Решения принимаем мы, а не он»

 

 

— Многим кажется, что параметризм — это почти полностью работа компьютера, который моделирует сложные формы по определенным правилам. Как же с его помощью можно помочь обществу, а не просто спроектировать что-то красивое?

— В работе с компьютером все подчинено алгоритмам, но в этом процессе наша роль — постоянно давать работе компьютера оценку, то есть заниматься художественным осмыслением того, что было создано машиной. Решения принимаем мы, а не он. Но мы выбираем из огромного количества вариантов, логика которых подчиняется алгоритмам. И мы намеренно стараемся увеличивать разнообразие: вместо того чтобы делать все здания одинаковыми, мы делаем 100 разных зданий — начиная от самых маленьких и заканчивая огромными — и выставляем это разнообразие на рынок, так как сложно предугадать, что именно будет необходимо в данный момент. В том, что касается города, — чем больше масштаб, тем легче продемонстрировать превосходство параметризма по сравнению с модернизмом и другими моделями. К примеру, в Китае часто проектируют как бы в стиле барокко — расставляют объекты вдоль гигантской оси, добиваясь строгой симметрии. Другой вариант — то, что я называю мусорной моделью, когда отсутствует план, и каждый инвестор строит, что придет в голову. Но параметризм одновременно обладает сложностью, вариативностью, необходимой для современного сообщества и способен структурировать пространство и помогать людям ориентироваться в сложной среде. 

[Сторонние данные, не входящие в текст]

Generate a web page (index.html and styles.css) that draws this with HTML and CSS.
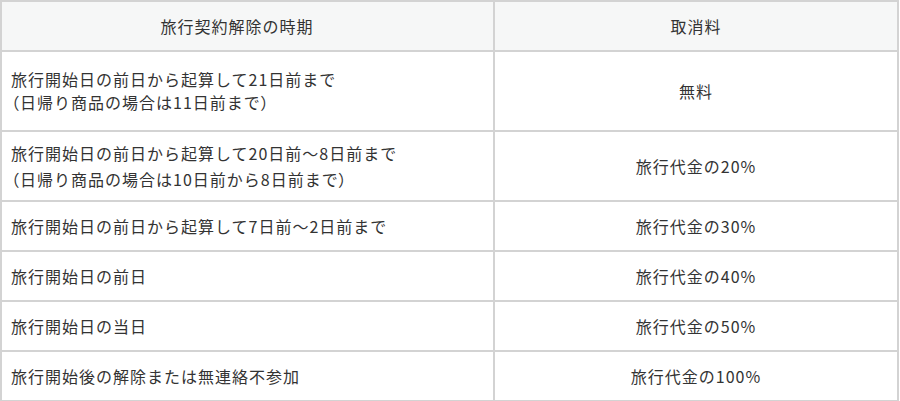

— Вы всегда довольны тем, как эти абстрактные модели воплощаются?

— Ну, теории нужны именно для того, чтобы их воплощать. К тому же это инструмент самокритики, потому что все время приходится противостоять слишком легким путям, подвергать сомнению собственные неглубокие, непродуманные решения. Порой условия не позволяют воплощать все замыслы, но пока есть хотя бы что-то интересное, мы работаем. Если в проекте нет ничего инновационного — мы отказываемся от выполнения заказа.

— Вы часто строите в, мягко скажем, не слишком демократических государствах, таких как Азербайджан, Китай, Египет. Как эти прогрессивные идеи воспринимают там? И чем они могут помочь им?

— Хороший вопрос. Я не думаю, что нужно держаться подальше от стран, которые менее развиты или же внутренне противоречивы. Все страны противоречивы, нет ни одной страны, прогрессивной на 100%. Вы могли бы меня спросить, почему мы работаем в Америке, в которой тоже полно политических проблем. Но мы работаем там, где можем воплотить свои идеи. И хотя какие-то страны менее развиты с точки зрения культурной или политической жизни, они в то же время живут в современном мире и хотят участвовать в процессе. В Азербайджане мы строим культурный центр, который совмещает библиотеку, музей, конференц-зал и концертный зал. Это открытый, комбинирующий многие виды деятельности современный культурный институт, и он поможет Азербайджану стать лучшим обществом, поскольку даст возможность местным жителям получить образование, а людям из регионов посетить конференции, и я думаю, это станет прогрессивной силой для развития общества. В Китае мы построили современную оперу, и теперь они приглашают лучшие международные оперные театры, которые до этого не могли приехать туда.

— В одной из своих статей вы критикуете британское архитектурное образование за то, что оно живет «в параллельной вселенной», — мы сейчас тоже много критикуем российское архитектурное образование и пытаемся сделать что-то новое — например «Стрелку», в гости к которой вы приехали. Что для вас правильное архитектурное образование?

— Разные эпохи требуют разных типов образования. В 1970–80-е годы эта параллельная вселенная была необходима и очень продуктивна, потому что нужно было уйти от модернизма и прийти к чему-то новому. Тогда это было исследование, не сдерживаемое ничем, коллективный брейнсторм, сформировавший культуру архитектурных школ. И это было здорово, поскольку можно было найти что-то и потом выбрать из найденного. Но пора бы уже что-то выбрать, а в некоторых из них до сих пор продолжается брейнсторм. Они застряли в этом поиске и перестали быть продуктивными. В архитектурном образовании должно быть сочетание исследования, которое должно быть сфокусировано на чем-то, оно не может быть постоянно направлено во все стороны, тестирования и, наконец, применения. Наша задача в том, чтобы приложить коллективные исследования к реальности, потому что реальность до сих пор не затронута многолетним поиском, — мы должны идти в этом направлении: выигрывать конкурсы, влиять на градостроительство. Москва должна стать параметрическим городом!

— Кстати, как вам Москва?

— Я был в спальных районах, потому что это наиболее экстремальная форма эпохи массового производства. Радикально настроенные модернисты вроде Эрнста Мая приезжали в Советский Союз строить города. Конечно, это далеко не идеальная городская ткань — чересчур широкие проспекты, слишком массивные здания. В этом смысле Манхэттен работает лучше, потому что там более узкие улицы и все они могут использоваться. И хорошо, конечно, что в городе есть такие места-инкубаторы, как «Стрелка», да и мы были бы не против поработать в Москве.